Amazon increased its fleet of warehouse robots by about 50 percent over the past 12-month period.

Mnet 100946 Amazon Robots

Amazon increased its fleet of warehouse robots by about 50 percent during the past 12-month period, according to recently released data. 
 
The Seattle Times reports that the e-commerce giant utilized 45,000 robots in its distribution centers during the latest holiday season; the company deployed about 30,000 robots in the 2015 season and 15,000 the previous year. 
 
The squat, square-shaped robots were developed by Kiva, a Massachusetts robot maker acquired by Amazon in 2012 and rebranded as Amazon Robotics in 2014. 

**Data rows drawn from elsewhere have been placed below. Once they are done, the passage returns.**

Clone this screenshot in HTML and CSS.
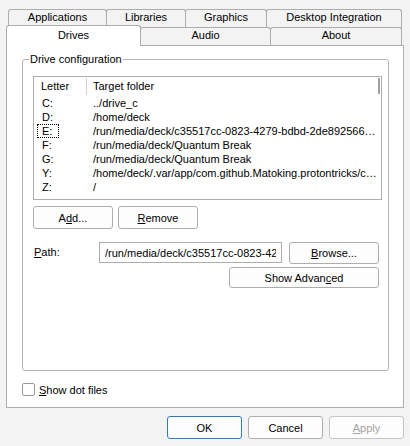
FILE: index.html
```html
<!DOCTYPE html>
<html lang="en">
<head>
<meta charset="utf-8">
<title>Wine configuration</title>
<link rel="stylesheet" href="styles.css">
</head>
<body>
<div class="dialog">
  <div class="tab-row row-back">
    <div class="tab w-apps">Applications</div>
    <div class="tab w-libs">Libraries</div>
    <div class="tab w-graphics">Graphics</div>
    <div class="tab w-desktop">Desktop Integration</div>
  </div>
  <div class="tab-row row-front">
    <div class="tab tab-selected w-drives">Drives</div>
    <div class="tab w-audio">Audio</div>
    <div class="tab w-about">About</div>
  </div>
  <div class="panel">
    <fieldset class="group">
      <legend>Drive configuration</legend>
      <div class="listview">
        <div class="lv-header">
          <div class="hd-letter">Letter</div>
          <div class="hd-sep"></div>
          <div class="hd-target">Target folder</div>
        </div>
        <div class="lv-row"><div class="col-letter"><span class="cell">C:</span></div><div class="col-target">../drive_c</div></div>
        <div class="lv-row"><div class="col-letter"><span class="cell">D:</span></div><div class="col-target">/home/deck</div></div>
        <div class="lv-row"><div class="col-letter"><span class="cell cell-focus">E:</span></div><div class="col-target">/run/media/deck/c35517cc-0823-4279-bdbd-2de8925660a1b3</div></div>
        <div class="lv-row"><div class="col-letter"><span class="cell">F:</span></div><div class="col-target">/run/media/deck/Quantum Break</div></div>
        <div class="lv-row"><div class="col-letter"><span class="cell">G:</span></div><div class="col-target">/run/media/deck/Quantum Break</div></div>
        <div class="lv-row"><div class="col-letter"><span class="cell">Y:</span></div><div class="col-target">/home/deck/.var/app/com.github.Matoking.protontricks/cache</div></div>
        <div class="lv-row"><div class="col-letter"><span class="cell">Z:</span></div><div class="col-target">/</div></div>
        <div class="lv-thumb"></div>
      </div>
      <div class="btn-row">
        <button class="btn w-add">A<u>d</u>d...</button>
        <button class="btn w-add"><u>R</u>emove</button>
      </div>
      <div class="path-row">
        <label class="path-label" for="path"><u>P</u>ath:</label>
        <input class="path-input" id="path" type="text" value="/run/media/deck/c35517cc-0823-4279-bdbd-2de8925660a1b3" readonly>
        <button class="btn w-browse"><u>B</u>rowse...</button>
      </div>
      <div class="adv-row">
        <button class="btn w-adv">Show Advan<u>c</u>ed</button>
      </div>
    </fieldset>
    <label class="check-row"><input class="check" type="checkbox"><span><u>S</u>how dot files</span></label>
  </div>
  <div class="footer">
    <button class="btn btn-default w-foot">OK</button>
    <button class="btn w-foot">Cancel</button>
    <button class="btn btn-disabled w-foot"><u>A</u>pply</button>
  </div>
</div>
</body>
</html>
```
FILE: styles.css
```css
body {
  margin: 0;
  background: #f3f3f3;
  font-family: "Liberation Sans", Arial, sans-serif;
  font-size: 11px;
  color: #000;
}

.dialog {
  width: 398px;
  padding: 9px 6px 0 6px;
}

/* tabs */
.tab-row {
  display: flex;
}
.row-back {
  margin-left: 2px;
  height: 20px;
}
.row-front {
  margin-top: -4px;
  height: 20px;
  align-items: flex-start;
  position: relative;
  z-index: 1;
}
.tab {
  box-sizing: border-box;
  flex: none;
  border: 1px solid #adadad;
  border-bottom: none;
  border-radius: 3px 3px 0 0;
  background: #f3f3f3;
  text-align: center;
  white-space: nowrap;
}
.tab + .tab {
  margin-left: -1px;
}
.row-back .tab {
  height: 20px;
  line-height: 15px;
}
.row-front .tab {
  margin-top: 2px;
  height: 18px;
  line-height: 14px;
}
.row-front .tab-selected {
  margin-top: 0;
  height: 21px;
  line-height: 18px;
  background: #fff;
  position: relative;
  z-index: 2;
}
.w-apps { width: 99px; }
.w-libs { width: 80px; }
.w-graphics { width: 82px; }
.w-desktop { width: 136px; }
.w-drives { width: 135px; }
.w-audio { width: 131px; }
.w-about { width: 132px; }

/* panel */
.panel {
  box-sizing: border-box;
  height: 363px;
  border: 1px solid #adadad;
  background: #fff;
  padding: 7px 14px 0 15px;
}

.group {
  box-sizing: border-box;
  height: 318px;
  min-width: 0;
  margin: 0;
  padding: 0 6px 0 10px;
  border: 1px solid #b4b4b4;
  border-radius: 3px;
}
.group legend {
  margin-left: -4px;
  padding: 0 1px;
  line-height: 13px;
}

/* list view */
.listview {
  position: relative;
  box-sizing: border-box;
  height: 124px;
  margin-top: 10px;
  border: 1px solid #adadad;
  background: #fff;
  overflow: hidden;
}
.lv-header {
  display: flex;
  height: 19px;
  line-height: 19px;
}
.hd-letter {
  box-sizing: border-box;
  flex: none;
  width: 52px;
  padding-left: 7px;
}
.hd-sep {
  flex: none;
  width: 1px;
  height: 17px;
  margin-top: 1px;
  background: #d0d0d0;
}
.hd-target {
  flex: 1;
  padding-left: 6px;
}
.lv-row {
  display: flex;
  height: 14px;
  line-height: 14px;
}
.col-letter {
  box-sizing: border-box;
  flex: none;
  width: 53px;
  padding-left: 3px;
}
.cell {
  display: inline-block;
  box-sizing: border-box;
  width: 22px;
  height: 14px;
  line-height: 12px;
  padding-left: 4px;
  border: 1px dotted transparent;
  vertical-align: top;
}
.cell-focus {
  border-color: #000;
}
.col-target {
  flex: 1;
  min-width: 0;
  padding: 0 3px 0 6px;
  white-space: nowrap;
  overflow: hidden;
  text-overflow: ellipsis;
}
.lv-thumb {
  position: absolute;
  top: 1px;
  right: 1px;
  width: 2px;
  height: 16px;
  background: #a0a0a0;
}

/* buttons */
.btn {
  box-sizing: border-box;
  height: 23px;
  padding: 0;
  border: 1px solid #adadad;
  border-radius: 3px;
  background: #fdfdfd;
  color: #000;
  font: inherit;
}
.btn u, .path-label u, .check-row u {
  text-underline-offset: 1px;
}
.btn-row {
  display: flex;
  gap: 5px;
  margin-top: 6px;
}
.w-add { width: 80px; }

.path-row {
  display: flex;
  align-items: flex-start;
  margin-top: 13px;
}
.path-label {
  box-sizing: border-box;
  flex: none;
  width: 66px;
  padding-left: 1px;
  line-height: 21px;
}
.path-input {
  box-sizing: border-box;
  flex: none;
  width: 183px;
  height: 21px;
  margin: 0;
  padding: 0 5px;
  border: 1px solid #adadad;
  border-radius: 0;
  background: #fff;
  color: #000;
  font: inherit;
  outline: none;
}
.w-browse {
  width: 90px;
  height: 22px;
  margin-left: 7px;
}
.adv-row {
  display: flex;
  justify-content: flex-end;
  padding-right: 3px;
  margin-top: 3px;
}
.w-adv {
  width: 150px;
  height: 21px;
}

/* checkbox */
.check-row {
  display: flex;
  align-items: center;
  gap: 4px;
  height: 13px;
  margin-top: 12px;
}
.check {
  appearance: none;
  -webkit-appearance: none;
  box-sizing: border-box;
  width: 13px;
  height: 13px;
  margin: 0;
  border: 1px solid #9a9a9a;
  border-radius: 2px;
  background: #fff;
}

/* footer */
.footer {
  display: flex;
  justify-content: flex-end;
  gap: 6px;
  margin-top: 8px;
}
.w-foot { width: 75px; }
.btn-default {
  border-color: #2a7bd6;
}
.btn-disabled {
  color: #a3a3a3;
  border-color: #c4c4c4;
}
```
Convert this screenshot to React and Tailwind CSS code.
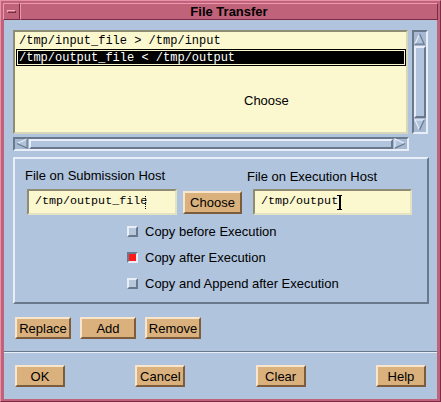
import React from 'react'

const sans = { fontFamily: '"Liberation Sans", Arial, sans-serif' }
const mono = { fontFamily: '"Liberation Mono", "Courier New", monospace' }

const raised = 'border-2 border-t-[#e8eef8] border-l-[#e8eef8] border-b-[#6a788c] border-r-[#6a788c]'
const sunken = 'border-2 border-t-[#6a788c] border-l-[#6a788c] border-b-[#e8eef8] border-r-[#e8eef8]'
const field = 'border-2 border-t-[#8e8c72] border-l-[#8e8c72] border-b-[#e4e2c4] border-r-[#e4e2c4] bg-[#fbf8d0]'
const btn = 'border-2 border-t-[#f8e6cc] border-l-[#f8e6cc] border-b-[#7c5c3a] border-r-[#7c5c3a] bg-[#dab07c] flex items-center justify-center text-[13px] text-black leading-none'

function Arrow({ dir }) {
  // triangle drawn with light/dark edges, motif style
  const pts = {
    up: { p: '6,1 11,12 1,12', light: 'M1,12 L6,1', dark: 'M6,1 L11,12 L1,12' },
    down: { p: '1,1 11,1 6,12', light: 'M6,12 L1,1 L11,1', dark: 'M11,1 L6,12' },
    left: { p: '1,6 12,1 12,11', light: 'M12,1 L1,6', dark: 'M1,6 L12,11 L12,1' },
    right: { p: '1,1 12,6 1,11', light: 'M1,11 L1,1 L12,6', dark: 'M12,6 L1,11' },
  }[dir]
  return (
    <svg width="12" height="12" viewBox="0 0 13 13" className="shrink-0">
      <polygon points={pts.p} fill="#b0c4de" />
      <path d={pts.light} stroke="#e8eef8" strokeWidth="1.3" fill="none" />
      <path d={pts.dark} stroke="#6a788c" strokeWidth="1.3" fill="none" />
    </svg>
  )
}

function Check({ on, label }) {
  return (
    <div className="h-[26px] flex items-center">
      <div
        className={
          on
            ? 'w-[11px] h-[11px] border-2 border-t-[#6a788c] border-l-[#6a788c] border-b-[#e8eef8] border-r-[#e8eef8] bg-[#ff1a1a]'
            : 'w-[11px] h-[11px] border-2 border-t-[#e8eef8] border-l-[#e8eef8] border-b-[#6a788c] border-r-[#6a788c] bg-[#b8c8dc]'
        }
      />
      <span className="ml-[7px] text-[13px] text-black leading-none">{label}</span>
    </div>
  )
}

export default function App() {
  return (
    <div className="w-[441px] h-[402px] bg-[#c0627a] border border-t-[#e890a8] border-l-[#e890a8] border-b-[#7a2c44] border-r-[#7a2c44] px-[2px] pt-[1px] pb-[2px] flex flex-col" style={sans}>
      {/* Title bar */}
      <div className="h-[17px] flex mt-[1px]">
        <div className="w-[17px] h-[17px] border border-t-[#ec98ae] border-l-[#ec98ae] border-b-[#7a2c44] border-r-[#7a2c44] flex items-center justify-center">
          <div className="w-[9px] h-[3px] border border-t-[#f4b0c2] border-l-[#f4b0c2] border-b-[#7a2c44] border-r-[#7a2c44]" />
        </div>
        <div className="flex-1 border border-t-[#ec98ae] border-l-[#ec98ae] border-b-[#7a2c44] border-r-[#7a2c44] flex items-center justify-center">
          <span className="text-[13px] font-bold text-black leading-none">File Transfer</span>
        </div>
      </div>

      {/* Client area */}
      <div className="flex-1 bg-[#b0c4de] ml-[1px] mr-[1px] pt-[10px] px-[9px] flex flex-col">
        <div className="flex h-[104px]">
          <div className="relative w-[396px] h-full border-2 border-t-[#8e8c72] border-l-[#8e8c72] border-b-[#d8d6b8] border-r-[#d8d6b8] bg-[#fbf8d0] pt-[1px]" style={mono}>
            <div className="h-[16px] pl-[4px] flex items-center text-[12px] text-black whitespace-pre">/tmp/input_file &gt; /tmp/input</div>
            <div className="h-[17px] ml-[1px] bg-black p-[1px]">
              <div className="h-full border border-[#fbf8d0] pl-[1px] flex items-center text-[12px] text-white whitespace-pre">/tmp/output_file &lt; /tmp/output</div>
            </div>
            <span className="absolute left-[229px] top-[62px] text-[13px] text-black leading-none" style={sans}>Choose</span>
          </div>
          <div className={`ml-[4px] w-[16px] h-full bg-[#a6b8d2] ${sunken} border flex flex-col items-center`}>
            <div className="h-[14px] flex items-center justify-center"><Arrow dir="up" /></div>
            <div className={`flex-1 w-full ${raised} border bg-[#b0c4de]`} />
            <div className="h-[14px] flex items-center justify-center"><Arrow dir="down" /></div>
          </div>
        </div>

        <div className={`mt-[3px] w-[396px] h-[14px] bg-[#a6b8d2] ${sunken} border flex items-center`}>
          <div className="w-[14px] flex items-center justify-center"><Arrow dir="left" /></div>
          <div className={`flex-1 h-full ${raised} border bg-[#b0c4de]`} />
          <div className="w-[14px] flex items-center justify-center"><Arrow dir="right" /></div>
        </div>

        {/* Frame */}
        <div className={`mt-[6px] w-[416px] h-[147px] ${raised} pt-[9px] pl-[10px]`}>
          <div className="flex items-end">
            <div className="flex flex-col w-[152px]">
              <span className="text-[13px] leading-[15px] text-black">File on Submission Host</span>
              <div className={`mt-[6px] ml-[2px] w-[150px] h-[26px] ${field} pl-[6px] flex items-center text-[11.7px] text-black`} style={mono}>
                <span className="whitespace-pre">/tmp/output_file</span>
                <span className="w-[1px] h-[13px] border-l border-dotted border-black -ml-[2px]" />
              </div>
            </div>
            <div className={`ml-[6px] mb-[1px] w-[59px] h-[23px] ${btn}`}>Choose</div>
            <div className="flex flex-col ml-[5px]">
              <span className="text-[13px] leading-[15px] text-black">File on Execution Host</span>
              <div className={`mt-[5px] ml-[6px] w-[159px] h-[26px] ${field} pl-[6px] flex items-center text-[11.7px] text-black`} style={mono}>
                <span className="whitespace-pre">/tmp/output</span>
                <span className="relative -ml-[1px] w-[5px] h-[15px] flex flex-col items-center">
                  <span className="w-[5px] h-[1px] bg-black" />
                  <span className="w-[2px] flex-1 bg-black" />
                  <span className="w-[5px] h-[1px] bg-black" />
                </span>
              </div>
            </div>
          </div>
          <div className="mt-[3px] pl-[102px] flex flex-col">
            <Check label="Copy before Execution" />
            <Check on label="Copy after Execution" />
            <Check label="Copy and Append after Execution" />
          </div>
        </div>

        {/* Action buttons */}
        <div className="mt-[13px] ml-[2px] flex gap-[9px]">
          <div className={`w-[56px] h-[22px] ${btn}`}>Replace</div>
          <div className={`w-[56px] h-[22px] ${btn}`}>Add</div>
          <div className={`w-[56px] h-[22px] ${btn}`}>Remove</div>
        </div>

        <div className="mt-[12px] -mx-[9px] border-t border-t-[#6a788c] border-b border-b-[#e8eef8]" />

        <div className="mt-[12px] px-[2px] flex justify-between">
          <div className={`w-[50px] h-[22px] ${btn}`}>OK</div>
          <div className={`w-[50px] h-[22px] ${btn}`}>Cancel</div>
          <div className={`w-[50px] h-[22px] ${btn}`}>Clear</div>
          <div className={`w-[50px] h-[22px] ${btn}`}>Help</div>
        </div>
      </div>
    </div>
  )
}
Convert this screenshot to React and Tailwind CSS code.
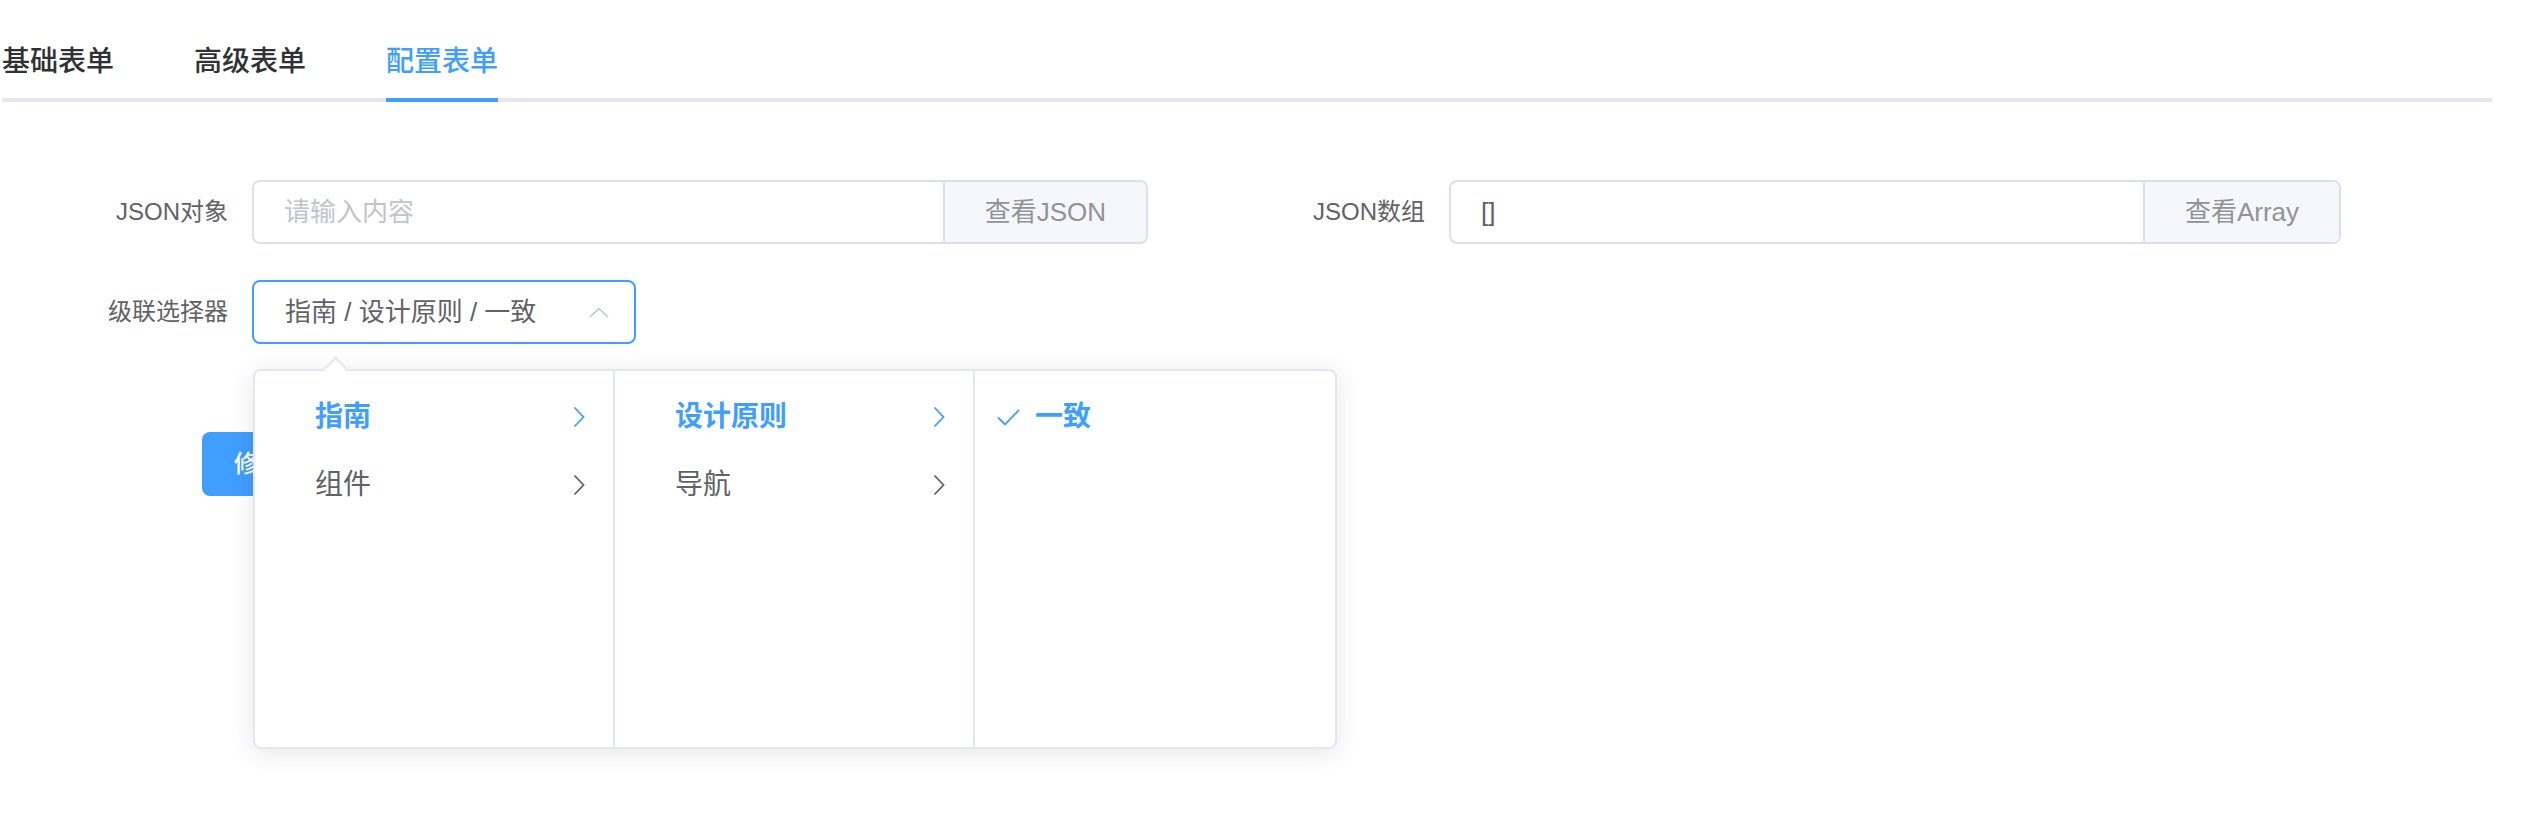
import { useState } from "react";

const TABS = ["基础表单", "高级表单", "配置表单"];

const OPTIONS = [
  {
    label: "指南",
    children: [
      { label: "设计原则", children: [{ label: "一致" }] },
      { label: "导航", children: [] },
    ],
  },
  { label: "组件", children: [] },
];

function Chevron({ color }) {
  return (
    <svg width="12" height="22" viewBox="0 0 12 22" fill="none">
      <path d="M1.5 1.5 L10.5 11 L1.5 20.5" stroke={color} strokeWidth="1.8" />
    </svg>
  );
}

function Label({ children }) {
  return (
    <div className="w-[200px] shrink-0 pr-[24px] text-right text-[24px] text-[#606266]">
      {children}
    </div>
  );
}

function AppendInput({ width, value, placeholder, button }) {
  return (
    <div
      className={`flex h-[64px] overflow-hidden rounded-[8px] border-2 border-[#DCDFE6] ${width}`}
    >
      <input
        readOnly
        value={value}
        placeholder={placeholder}
        className="min-w-0 flex-1 bg-white px-[30px] text-[26px] text-[#606266] outline-none placeholder:text-[#C0C4CC]"
      />
      <div className="flex items-center border-l-2 border-[#DCDFE6] bg-[#F5F7FA] px-[40px] text-[26px] text-[#909399]">
        {button}
      </div>
    </div>
  );
}

function CascaderMenu({ items, active, last, leaf }) {
  return (
    <div
      className={`h-full w-[360px] shrink-0 py-[12px] ${
        last ? "" : "border-r-2 border-[#E4E7ED]"
      }`}
    >
      {items.map((it, i) => {
        const on = i === active;
        if (leaf) {
          return (
            <div key={it.label} className="flex h-[68px] items-center pl-[22px]">
              <svg width="23" height="17" viewBox="0 0 23 17" fill="none">
                <path d="M1 8.5 L8 15.5 L22 1" stroke="#409EFF" strokeWidth="1.8" />
              </svg>
              <span className="ml-[15px] text-[28px] font-semibold text-[#409EFF]">
                {it.label}
              </span>
            </div>
          );
        }
        return (
          <div key={it.label} className="flex h-[68px] items-center pl-[60px] pr-[28px]">
            <span
              className={`flex-1 text-[28px] ${
                on ? "font-semibold text-[#409EFF]" : "text-[#606266]"
              }`}
            >
              {it.label}
            </span>
            <Chevron color={on ? "#409EFF" : "#606266"} />
          </div>
        );
      })}
    </div>
  );
}

export default function App() {
  const [tab] = useState(2);
  const level2 = OPTIONS[0].children;
  const level3 = level2[0].children;

  return (
    <div className="h-[824px] w-full bg-white font-['Helvetica_Neue','Liberation_Sans','Noto_Sans_CJK_SC',sans-serif]">
      {/* tabs */}
      <div className="ml-[2px] mt-[22px] flex h-[80px] w-[2490px] shadow-[inset_0_-4px_0_#E4E7ED]">
        {TABS.map((t, i) => (
          <div
            key={t}
            className={`flex h-full ${i === 0 ? "pl-0" : "pl-[40px]"} ${
              i === TABS.length - 1 ? "pr-0" : "pr-[40px]"
            }`}
          >
            <div
              className={`flex h-full items-center text-[28px] font-medium ${
                i === tab
                  ? "text-[#409EFF] shadow-[inset_0_-4px_0_#409EFF]"
                  : "text-[#303133]"
              }`}
            >
              {t}
            </div>
          </div>
        ))}
      </div>

      {/* form */}
      <div className="mt-[78px] flex items-center pl-[52px]">
        <Label>JSON对象</Label>
        <AppendInput width="w-[896px]" value="" placeholder="请输入内容" button="查看JSON" />
        <div className="ml-[101px] flex items-center">
          <Label>JSON数组</Label>
          <AppendInput width="w-[892px]" value="[]" placeholder="" button="查看Array" />
        </div>
      </div>

      <div className="mt-[36px] flex items-center pl-[52px]">
        <Label>级联选择器</Label>
        <div className="relative z-10">
          <div className="flex h-[64px] w-[384px] items-center rounded-[8px] border-2 border-[#409EFF] pl-[31px] pr-[25px]">
            <span className="flex-1 text-[26px] text-[#606266]">指南 / 设计原则 / 一致</span>
            <svg width="20" height="11" viewBox="0 0 20 11" fill="none">
              <path d="M1 10 L10 1.5 L19 10" stroke="#C0C4CC" strokeWidth="1.6" />
            </svg>
          </div>

          {/* dropdown panel */}
          <div className="absolute left-[1px] top-[89px] flex h-[380px] w-[1084px] rounded-[8px] border-2 border-[#E4E7ED] bg-white shadow-[0_4px_24px_rgba(0,0,0,0.1)]">
            <div className="absolute left-[72px] top-[-11px] h-[17px] w-[17px] rotate-45 border-l-2 border-t-2 border-[#E4E7ED] bg-white" />
            <CascaderMenu items={OPTIONS} active={0} />
            <CascaderMenu items={level2} active={0} />
            <CascaderMenu items={level3} active={0} last leaf />
          </div>
        </div>
      </div>

      <div className="ml-[202px] mt-[88px] flex">
        <button className="h-[64px] rounded-[8px] bg-[#409EFF] px-[32px] text-[24px] font-medium text-white">
          修改配置
        </button>
      </div>
    </div>
  );
}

The system, guided by a central computer and navigation points in warehouse floors, allows the orange robots to slide underneath shelves and wheel up to 750 pounds of bar code-tracked merchandise to Amazon employees at speeds of up to 5 miles per hour. 
 
The robots reduced Amazon's time from order to shipment by up to 80 percent and improved inventory space by 50 percent. Reports last year said they also helped cut operating expenses by 20 percent and that the Kiva purchase was already paying for itself. 
 
Amazon's rapidly growing distribution operations are also hiring more human workers, but reports suggested that automation is keeping hiring in the warehouse sector down despite increased shipping demands from online shoppers.